“There’s two Australias” Rod Cameron told Lateline last week. And you could pretty much karaoke the rest. “The political class so to speak will be aghast at the brazen wedge the government tried to force … and then there’s the real Australia who are pretty hard-nosed about terrorism…”

“The political classes will be aghast outraged appalled as they were with David Hicks…” Michael Kroger agreed.

How much longer are pollsters and pundits going to delude themselves with cynicism masquerading as realism on these matters? Cameron gave a more sophisticated reading of it but the assumption amounted to the same thing – that polls actually tell you what people are “really” thinking, and that they are unmoved by emotions that are partly or wholly veiled from the pollees themselves.

How else to explain the continued split – going back to the Iraq War – between separate measures such as “preferred prime minister”, voting intentions, and measures of trust?

In 2003, the majority of Australians thought that Howard was lying to them, or at least wrong, on WMDs in Iraq. They also thought he was the best man to lead the country. That split has continued and widened for the simple reason that one question (“who would you vote for”) is concrete, ie foreshadowing a future act, while the other (“preferred prime minister”) is abstract and passive, asking the pollee to ponder things in suspension.

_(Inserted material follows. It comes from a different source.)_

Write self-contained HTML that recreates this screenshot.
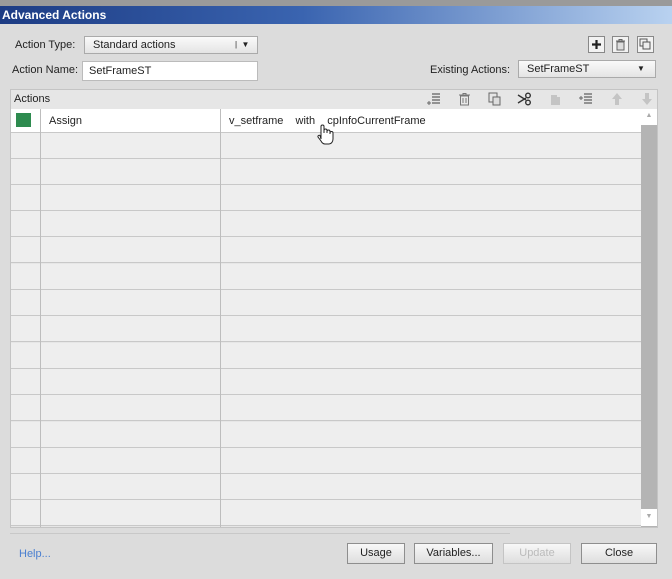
<!DOCTYPE html>
<html><head><style>
body{margin:0;width:672px;height:579px;background:#dcdcdc;font-family:"Liberation Sans",sans-serif;font-size:11px;color:#222;position:relative;overflow:hidden}
.a{position:absolute}
.top{left:0;top:0;width:672px;height:6px;background:#9a9a9a}
.title{left:0;top:6px;width:672px;height:18px;background:linear-gradient(90deg,#1d3c84 0%,#3a64b0 45%,#b9d2f0 100%);color:#fff;font-weight:bold;font-size:12px;line-height:18px;padding-left:2px;box-sizing:border-box}
.box{background:#fff;border:1px solid #bbb;box-sizing:border-box;line-height:18px;padding-left:6px}
.drop{background:linear-gradient(#fafafa,#e4e4e4);border:1px solid #aaa;box-sizing:border-box;line-height:16px;padding-left:8px}
.btn{background:linear-gradient(#f8f8f8,#dedede);border:1px solid #8e8e8e;box-sizing:border-box;text-align:center;line-height:19px;font-size:11px}
.row{left:11px;width:630px;height:26px;border-bottom:1px solid #c8c8c8;box-sizing:border-box;background:#eeeeee}
.ib{width:17px;height:17px;border:1px solid #888;background:#f2f2f2;box-sizing:border-box}
svg.ic{position:absolute;top:92px}
</style></head><body>
<div class="a top"></div>
<div class="a title">Advanced Actions</div>
<div class="a" style="left:15px;top:38px;line-height:14px">Action Type:</div>
<div class="a drop" style="left:84px;top:36px;width:174px;height:18px">Standard actions<span style="position:absolute;left:150px;font-size:8px">|&nbsp;&nbsp;▼</span></div>
<div class="a" style="left:12px;top:64px">Action Name:</div>
<div class="a box" style="left:82px;top:61px;width:176px;height:20px">SetFrameST</div>
<div class="a ib" style="left:588px;top:36px"><svg width="15" height="15"><path d="M7.5 3v9M3 7.5h9" stroke="#222" stroke-width="2.2"/></svg></div>
<div class="a ib" style="left:612px;top:36px"><svg width="15" height="15"><path d="M3 4h9M6 4V2.5h3V4M4 5h7v8H4z" stroke="#666" fill="#ddd"/></svg></div>
<div class="a ib" style="left:637px;top:36px"><svg width="15" height="15"><rect x="2" y="2" width="7" height="7" fill="none" stroke="#555"/><rect x="5" y="5" width="7" height="7" fill="#eee" stroke="#555"/></svg></div>
<div class="a" style="left:430px;top:64px">Existing Actions:</div>
<div class="a drop" style="left:518px;top:60px;width:138px;height:18px">SetFrameST<span style="position:absolute;left:118px;font-size:8px">▼</span></div>
<div class="a" style="left:10px;top:89px;width:648px;height:439px;border:1px solid #c4c4c4;background:#e6e6e6;box-sizing:border-box"></div>
<div class="a" style="left:14px;top:93px">Actions</div>
<svg class="ic" style="left:426px" width="16" height="14"><path d="M1 11h4M3 9v4" stroke="#666"/><path d="M6 2h8M6 5h8M6 8h8M6 11h8" stroke="#777" stroke-width="1.5"/></svg>
<svg class="ic" style="left:457px" width="16" height="14"><path d="M2 3h11M6 3V1.5h3V3M3.5 4h8v9h-8z" stroke="#777" fill="#e8e8e8"/><path d="M6 6v5M9 6v5" stroke="#777"/></svg>
<svg class="ic" style="left:487px" width="16" height="14"><rect x="2" y="1" width="8" height="9" fill="none" stroke="#666"/><rect x="6" y="5" width="7" height="8" fill="#ddd" stroke="#666"/></svg>
<svg class="ic" style="left:517px" width="16" height="14"><circle cx="11" cy="3.5" r="2.3" fill="none" stroke="#333" stroke-width="1.4"/><circle cx="11" cy="10.5" r="2.3" fill="none" stroke="#333" stroke-width="1.4"/><path d="M1 3l8 5M1 11l8-5" stroke="#333" stroke-width="1.4"/></svg>
<svg class="ic" style="left:548px" width="16" height="14"><path d="M3 3h6v2h3v8H3z" fill="#c4c4c4"/></svg>
<svg class="ic" style="left:578px" width="16" height="14"><path d="M1 6h4M3 4v4" stroke="#666"/><path d="M6 2h8M6 5h8M6 8h8M6 11h8" stroke="#777" stroke-width="1.5"/></svg>
<svg class="ic" style="left:609px" width="16" height="14"><path d="M8 1l5 6H10v6H6V7H3z" fill="#c4c4c4"/></svg>
<svg class="ic" style="left:639px" width="16" height="14"><path d="M8 13l5-6H10V1H6v6H3z" fill="#c4c4c4"/></svg>
<div class="a row" style="top:109px;height:24px;background:#fff"></div>
<div class="a" style="left:16px;top:113px;width:15px;height:14px;background:#2e8b4f"></div>
<div class="a" style="left:49px;top:115px">Assign</div>
<div class="a" style="left:229px;top:115px;word-spacing:3px">v_setframe&nbsp; with&nbsp; cpInfoCurrentFrame</div>
<div class="a row" style="top:133px"></div><div class="a row" style="top:159px"></div><div class="a row" style="top:185px"></div><div class="a row" style="top:211px"></div><div class="a row" style="top:237px"></div><div class="a row" style="top:264px"></div><div class="a row" style="top:290px"></div><div class="a row" style="top:316px"></div><div class="a row" style="top:343px"></div><div class="a row" style="top:369px"></div><div class="a row" style="top:395px"></div><div class="a row" style="top:422px"></div><div class="a row" style="top:448px"></div><div class="a row" style="top:474px"></div><div class="a row" style="top:500px"></div>
<div class="a" style="left:40px;top:109px;width:1px;height:418px;background:#bdbdbd"></div>
<div class="a" style="left:220px;top:109px;width:1px;height:418px;background:#bdbdbd"></div>
<svg class="a" style="left:314px;top:121px" width="22" height="26"><path d="M7 18V5.5a1.5 1.5 0 0 1 3 0V12V9.5a1.5 1.5 0 0 1 3 0V12v-1.5a1.5 1.5 0 0 1 3 0V13v-1a1.5 1.5 0 0 1 3 0v6c0 3-2 5-4 5h-4c-2 0-3-1-4-3l-3-4a1.3 1.3 0 0 1 2-1.5z" fill="#fff" stroke="#222"/></svg>
<div class="a" style="left:641px;top:109px;width:16px;height:418px;background:#b4b4b4"></div>
<div class="a" style="left:641px;top:109px;width:16px;height:16px;background:#fff;font-size:7px;color:#aaa;text-align:center;line-height:14px">▲</div>
<div class="a" style="left:641px;top:509px;width:16px;height:17px;background:#fff;font-size:7px;color:#aaa;text-align:center;line-height:16px">▼</div>
<div class="a" style="left:10px;top:533px;width:500px;height:1px;background:#c8c8c8"></div>
<div class="a" style="left:19px;top:548px;color:#4a7fd0">Help...</div>
<div class="a btn" style="left:347px;top:543px;width:58px;height:21px">Usage</div>
<div class="a btn" style="left:414px;top:543px;width:79px;height:21px">Variables...</div>
<div class="a btn" style="left:503px;top:543px;width:68px;height:21px;color:#bbb;border-color:#c4c4c4">Update</div>
<div class="a btn" style="left:581px;top:543px;width:76px;height:21px">Close</div>
</body></html>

With issues such as Haneef and Hicks, things become even murkier because the politics of shame comes roaring in.

Shame is a ‘magical’ emotion – unlike guilt, it is caused by things you had no control over. If your brother assaults and robs an old age pensioner, none of it is your fault — yet if the shame didn’t burn through you there’d be something wrong with you. But the emotion is very difficult to talk about in a rationalist, individualist culture.

Thus it moves people in ways they can’t present to themselves. Pollees are quite capable of simultaneously agreeing that anti-terror precautions should trump civil liberties and at the same time feeling – in an inexpressible way — that leaving Hicks to twist in the wind makes Howard a bit of a turd and they wouldn’t mind putting some distance between themselves and him. And that is at least part of the irrational gap between the “preferred prime minister” and “voting intention” numbers.

The weird thing is that everyone, in navigating their way through private life, accepts that humans are complex creatures full of contradictory feeling. Yet when we come to assess how people react to the figures who purport to represent our values and hopes, we regress to a rats-in-the-maze model of mind. Why?

Well it makes it easier for quantitative pollsters to sell multi-question polling. And that gives journos something to write about without leaving the desk. And a lot of the players are just dumb. Dumb enough, in the Coalition, to not realise that Hicks was slowly turning from a positive to a big negative … intoxicated as they were by easy notions of the two Australias.